AT&T has been joined by IBM, Nokia, Palo Alto Networks, Symantec and Trustsonic to form the IoT Cybersecurity Alliance, and will use their collective expertise to investigate the challenges surrounding IoT security.

The group will research and raise awareness of ways to implement better security in IoT ecosystems.

According to the alliance, the key to IoT security lies in “protecting all devices at the endpoint, network, cloud and application layer, and using overarching threat analytics to study the overall ecosystem and designing products with a built-in, always-on security approach.”

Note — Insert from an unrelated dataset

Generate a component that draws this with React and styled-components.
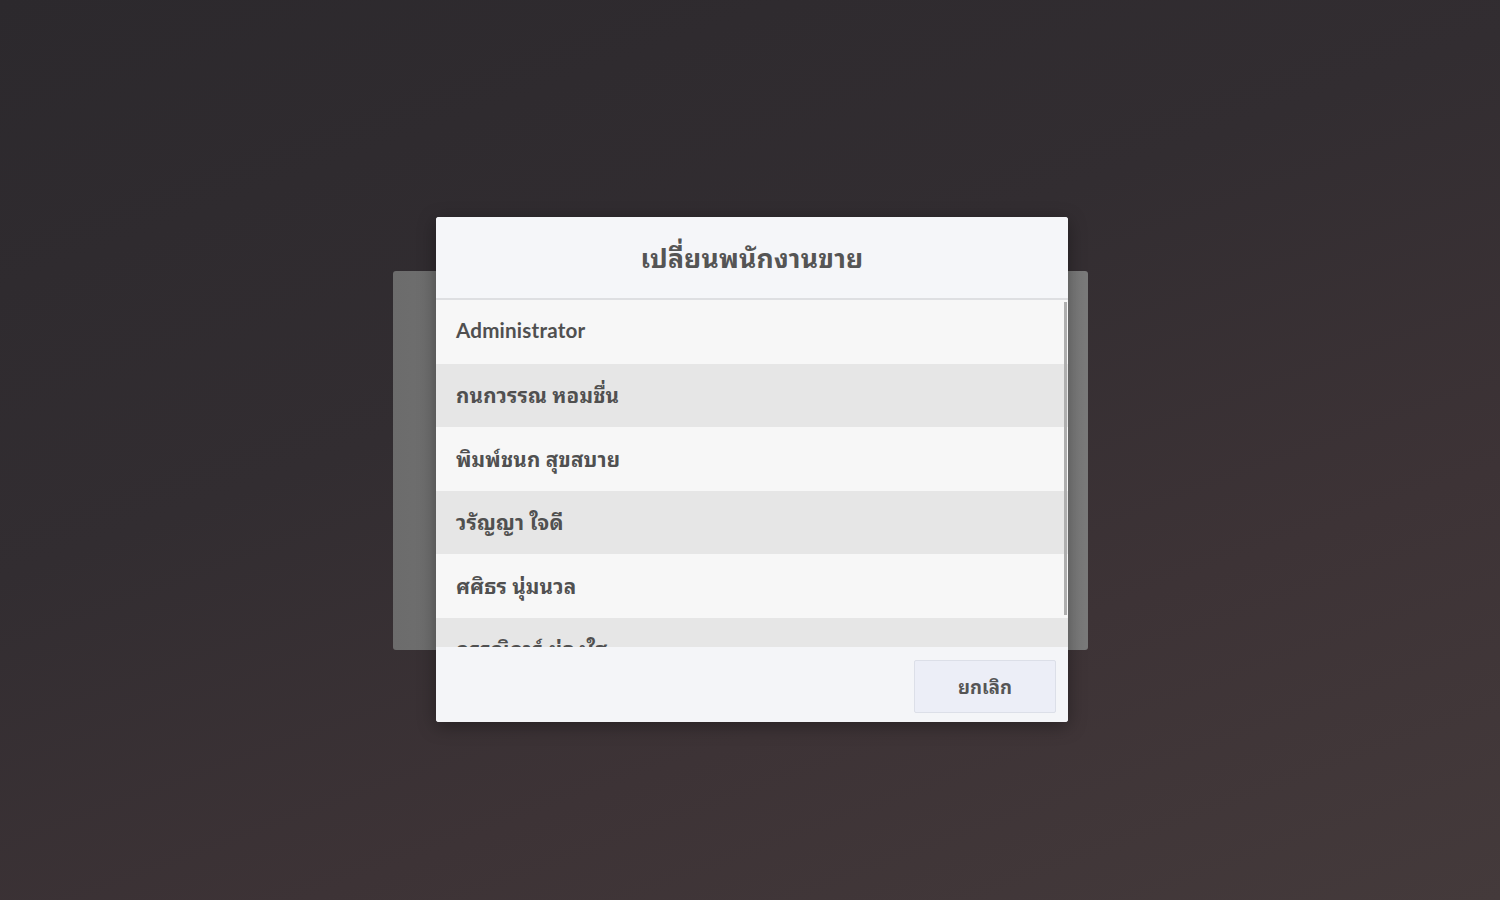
import React from "react";
import styled, { createGlobalStyle } from "styled-components";

const Global = createGlobalStyle`
  html, body { margin: 0; padding: 0; }
  body {
    font-family: Lato, "Noto Sans Thai Looped", Loma, Garuda, Tahoma, "Noto Sans Thai", "Noto Sans", "DejaVu Sans", sans-serif;
    background: #2e2a2e;
  }
  * { box-sizing: border-box; }
`;

const Page = styled.div`
  position: relative;
  width: 100vw;
  height: 100vh;
  overflow: hidden;
  background: linear-gradient(160deg, #2c292d 0%, #322d31 40%, #3d3336 70%, #443a3b 100%);
  padding: 271px 0 0 393px;
`;

const BackPanel = styled.div`
  width: 695px;
  height: 379px;
  border-radius: 3px;
  background: linear-gradient(90deg, #6c6c6c 0%, #737373 20%, #747474 80%, #7a7a7a 100%);
`;

const Modal = styled.div`
  position: absolute;
  left: 436px;
  top: 217px;
  width: 632px;
  height: 505px;
  display: flex;
  flex-direction: column;
  background: #f4f5f8;
  border-radius: 3px;
  overflow: hidden;
  box-shadow: 0 4px 18px rgba(0, 0, 0, 0.35);
`;

const Header = styled.div`
  height: 83px;
  flex: none;
  display: flex;
  align-items: center;
  justify-content: center;
  background: #f5f6f9;
  border-bottom: 2px solid #dedfe2;
  padding-bottom: 3px;
`;

const Title = styled.h2`
  margin: 0;
  font-size: 26.5px;
  font-weight: 700;
  color: #555555;
  letter-spacing: 0.2px;
`;

const ScrollArea = styled.div`
  position: relative;
  height: 347px;
  flex: none;
`;

const List = styled.div`
  height: 100%;
  overflow-y: auto;
  scrollbar-width: none;
  &::-webkit-scrollbar { display: none; }
`;

const Thumb = styled.div`
  position: absolute;
  right: 1px;
  top: 2px;
  width: 3px;
  height: 313px;
  background: #aeaeae;
`;

const Row = styled.div`
  height: 63.5px;
  display: flex;
  align-items: center;
  padding: 0 0 3px 20px;
  background: ${(p) => (p.$alt ? "#e6e6e6" : "#f7f7f7")};
  font-size: 20.6px;
  font-weight: 700;
  color: #505050;
  letter-spacing: 0.2px;
  cursor: pointer;
`;

const Footer = styled.div`
  flex: 1;
  display: flex;
  justify-content: flex-end;
  align-items: flex-start;
  padding: 13px 12px 0 0;
  background: #f4f5f8;
`;

const Button = styled.button`
  width: 142px;
  height: 53px;
  padding: 0 0 3px;
  background: #eceef7;
  border: 1px solid #dcdfe8;
  border-radius: 2px;
  font-family: inherit;
  font-size: 18.5px;
  font-weight: 700;
  color: #555555;
  cursor: pointer;
`;

const names = [
  "Administrator",
  "กนกวรรณ หอมชื่น",
  "พิมพ์ชนก สุขสบาย",
  "วรัญญา ใจดี",
  "ศศิธร นุ่มนวล",
  "กรรณิการ์ ผ่องใส",
];

export default function App() {
  return (
    <Page>
      <Global />
      <BackPanel />
      <Modal>
        <Header>
          <Title>เปลี่ยนพนักงานขาย</Title>
        </Header>
        <ScrollArea>
          <List>
            {names.map((n, i) => (
              <Row key={n} $alt={i % 2 === 1}>
                {n}
              </Row>
            ))}
          </List>
          <Thumb />
        </ScrollArea>
        <Footer>
          <Button>ยกเลิก</Button>
        </Footer>
      </Modal>
    </Page>
  );
}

The goals of the IoT Cybersecurity Alliance are fourfold:

  • Collaborate and research security challenges of IoT across verticals and use cases such as connected car, industrial, smart cities and healthcare
  • Dissect and solve for IoT security problems at every critical layer of security
  • Make security easy to access across the ecosystem, where security needs to exist across the value chain
  • Influence security standards and policies by using each group member’s leadership and expertise to raise awareness of cybersecurity and engage regularly with policymakers and other organizations

According to AT&T, it has seen a 3,198 percent increase the number of vulnerability scans against IoT devices over the last three years, and in a recent survey, it found that 58 percent of businesses that used IoT devices were not confident in their security.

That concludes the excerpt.